Most scientific models are only hall baked, and have some wiggle room for the adjustment of parameters to fit the known universe. In the heliocentric universe conceived by the sixteenth-century astronomer Nicolaus Copernicus, for example, planets orbited the Sun in perfect circles. The orbit-the-Sun part was correct, but the perfect-circle part turned out to be a bit off. Making the orbits elliptical made the Copernican system more accurate.
Yet, in the case of Einstein's relativity, the founding principles of the entire theory require that everything take place exactly as predicted. Einstein had, in effect, built a house of cards, with only two or three simple postulates holding up the entire structure. (Indeed, on learning of a 1931 book titled 100 Authors Against Einstein, he responded, "Why one hundred? If I am incorrect, one would have been enough.")
That unassailable structure--the fact that the theory is fully baked--is the source of one of the most fascinating blunders in the history of science. Einstein's 1917 refinement of his equations of gravity included a new term--denoted by the Greek letter lambda--in which his model universe neither expands nor contracts. Because lambda served to oppose gravity within Einstein's model, it could keep the universe in balance, resisting gravity's natural tendency to pull the whole cosmos into one giant mass. Einstein's universe was indeed balanced, but, as the Russian physicist Alexsandr Friedmann showed mathematically in 1922, it was in a precarious state--like a ball at the top of a hill, ready to roll down in one direction or another at the slightest provocation. Moreover, giving something a name does not make it real, and Einstein knew of no counterpart in the physical universe to the lambda in his equations.

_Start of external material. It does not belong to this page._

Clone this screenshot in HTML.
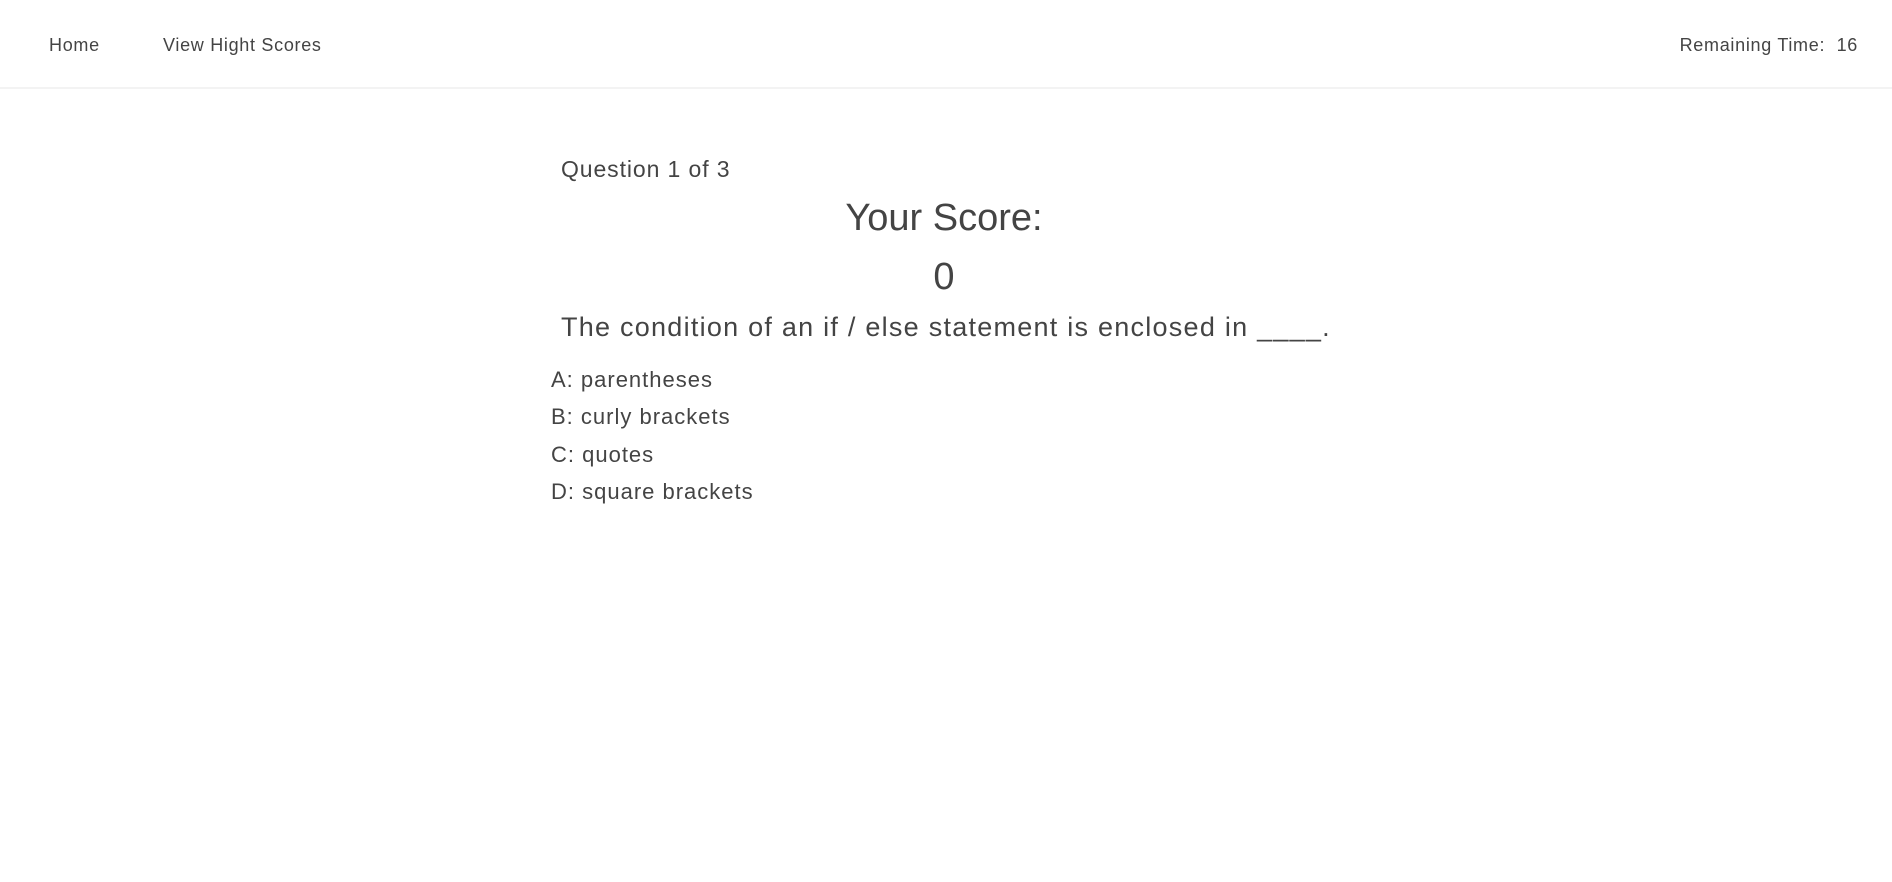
<!DOCTYPE html>
<html><head><meta charset="utf-8"><style>
body{margin:0;width:1892px;height:882px;background:#fff;font-family:"Liberation Sans",sans-serif;color:#444;position:relative;overflow:hidden}
.nav{position:absolute;left:0;top:0;width:1892px;height:87px;border-bottom:2px solid #f3f3f3}
.t{position:absolute;white-space:nowrap;line-height:1}
.n{font-size:18px;letter-spacing:0.7px}
.a{font-size:22px;letter-spacing:1px}
</style></head><body>
<div class="nav"></div>
<div class="t n" style="left:49px;top:36px">Home</div>
<div class="t n" style="left:163px;top:36px">View Hight Scores</div>
<div class="t n" style="right:34px;top:36px">Remaining Time:&nbsp; 16</div>
<div class="t" style="left:561px;top:158px;font-size:23px;letter-spacing:0.9px">Question 1 of 3</div>
<div class="t" style="left:0;width:1888px;text-align:center;top:199px;font-size:38px">Your Score:</div>
<div class="t" style="left:0;width:1888px;text-align:center;top:258px;font-size:38px">0</div>
<div class="t" style="left:561px;top:314px;font-size:27px;letter-spacing:1.25px">The condition of an if / else statement is enclosed in ____.</div>
<div class="t a" style="left:551px;top:369px">A: parentheses</div>
<div class="t a" style="left:551px;top:406px">B: curly brackets</div>
<div class="t a" style="left:551px;top:444px">C: quotes</div>
<div class="t a" style="left:551px;top:481px">D: square brackets</div>
</body></html>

Einstein's general theory of relativity--called GR by verbally lazy cognoscenti--radically departed from all previous thinking about the attraction of gravity. Instead of settling for Sir Isaac Newton's view of gravity as "action at a distance" (a conclusion that discomfited Newton himself), GR regards gravity as the response of a mass to the local curvature of space and time caused by some other mass. In other words, concentrations of mass cause distortions--dimples, really-in the fabric of space and time. Those distortions guide the moving masses along straight-line geodesics, which look like the curved trajectories that physicists call orbits. John Archibald "Wheeler, a physicist at Princeton University, put it best when he summed up Einstein's concept this way: "Matter tells space how to curve; space tells matter how to move."